**What needs to be done**
Look at the data below and print exactly the lines from its first line through the line with "List is empty</h2>"; the pictures stay out of the copy.

** BEGIN **

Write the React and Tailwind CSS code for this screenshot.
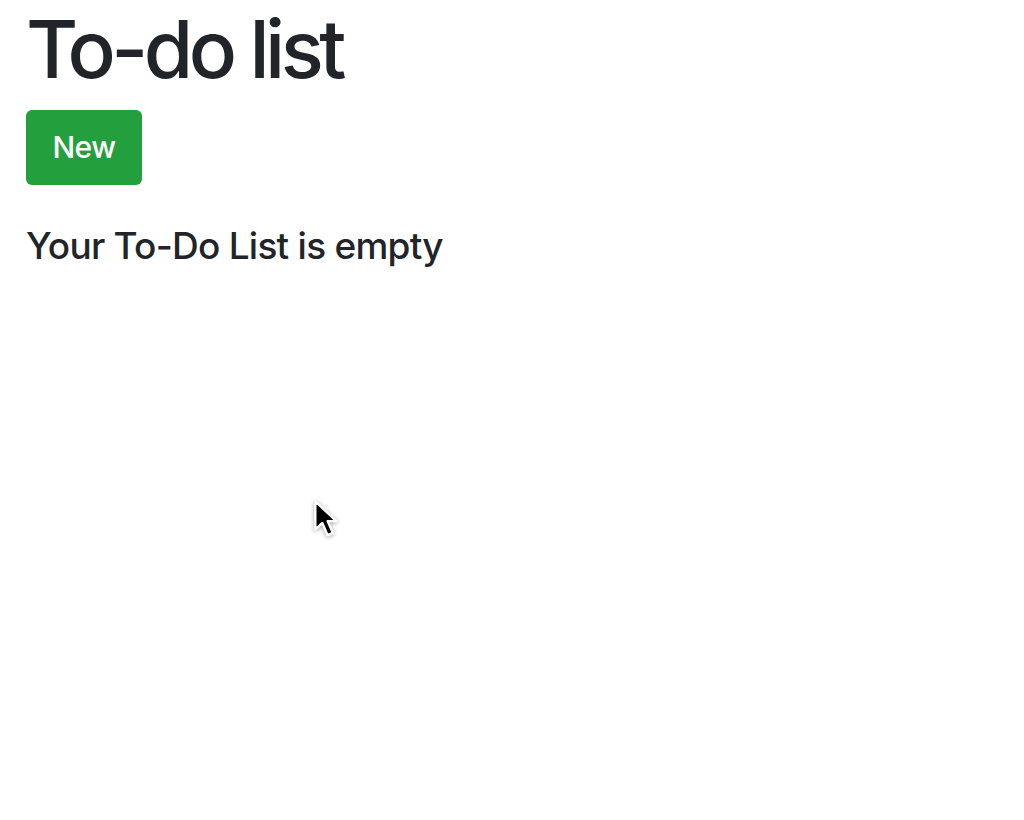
export default function App() {
  return (
    <div className="relative min-h-[820px] bg-white px-[26px] pt-[5px] text-[#212529]" style={{ fontFamily: 'Inter, "Noto Sans", sans-serif' }}>
      <h1 className="text-[80px] leading-[1.1] font-medium tracking-[-4.5px]">To-do list</h1>
      <button
        type="button"
        className="mt-[17px] h-[75px] w-[116px] rounded-[6px] bg-[#249f3e] text-[30px] font-medium tracking-[-0.5px] text-white"
      >
        New
      </button>
      <h2 className="mt-[39px] text-[37px] leading-[1.2] font-medium tracking-[-0.75px]">Your To-Do List is empty</h2>

      {/* mouse cursor */}
      <svg className="absolute left-[313px] top-[499px] drop-shadow-[0_1px_2px_rgba(0,0,0,0.35)]" width="28" height="42" viewBox="0 0 24 36">
        <path d="M2 2 L2 26 L8 20.5 L12.5 31 L17 29 L12.6 19 L20 19 Z" fill="#000" stroke="#fff" strokeWidth="2" strokeLinejoin="round" />
      </svg>
    </div>
  );
}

** END **

**The answer**
Write the React and Tailwind CSS code for this screenshot.
export default function App() {
  return (
    <div className="relative min-h-[820px] bg-white px-[26px] pt-[5px] text-[#212529]" style={{ fontFamily: 'Inter, "Noto Sans", sans-serif' }}>
      <h1 className="text-[80px] leading-[1.1] font-medium tracking-[-4.5px]">To-do list</h1>
      <button
        type="button"
        className="mt-[17px] h-[75px] w-[116px] rounded-[6px] bg-[#249f3e] text-[30px] font-medium tracking-[-0.5px] text-white"
      >
        New
      </button>
      <h2 className="mt-[39px] text-[37px] leading-[1.2] font-medium tracking-[-0.75px]">Your To-Do List is empty</h2>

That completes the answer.